Liability Re Slip and Fall Accidents May Not Be Obvious in Texas
For some, slick or slippery floors may seem more like a nuisance than a serious danger. However, those who suffered substantial injuries at an establishment that failed to ensure the safety of its patrons know how traumatizing such an accident can truly be. Even if victims in Texas understand how serious these injuries are, knowing how to prove fault for a slip and fall accident may be a mystery to some.
An important aspect of owning any type of property is ensuring that it is as safe as reasonably possible. Since specifically reasonable steps must be taken, it is important to first determine whether the property owner could have actually stopped or prevented a slip and fall accident. If either the owner or various employees were aware of the dangerous environment, but did not take any steps to rectify the issue, the owner could possibly be held responsible.
However, when a slip and fall victim was injured in a situation that the owner wasn’t aware of, how can it be determined that he or she should have been aware of the danger? In some instances, this question is difficult to answer, and careful gathering of evidence as well as accounts of what happened may have to be presented to a judge. If this is the case, it will ultimately be up to the court to determine if the owner failed to exercise a reasonable amount of care in maintaining the property.

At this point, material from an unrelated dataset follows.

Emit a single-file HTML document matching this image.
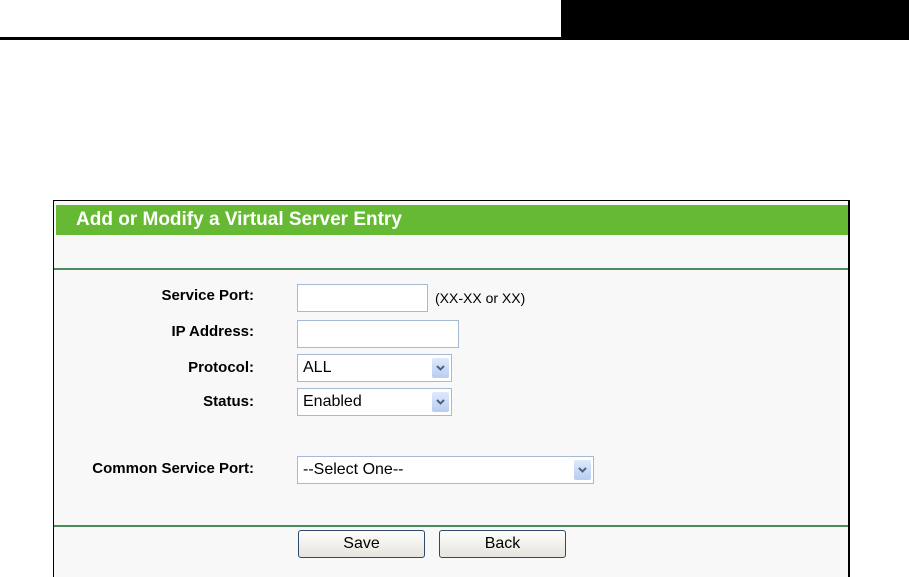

While determining liability for a slip and fall accident can be much more complicated than this, it is still an important aspect of seeking compensation for an injury. Since slip and falls usually occur unexpectedly, an individual is typically unable to take any sort of protective and evasive action, and serious injuries such as broken limbs or even brain damage are possible. If liability is not immediately evident, Texas injury victims may have to ultimately take a premises liability case to court, where a judge will take all of the evidence into account before determining who is responsible.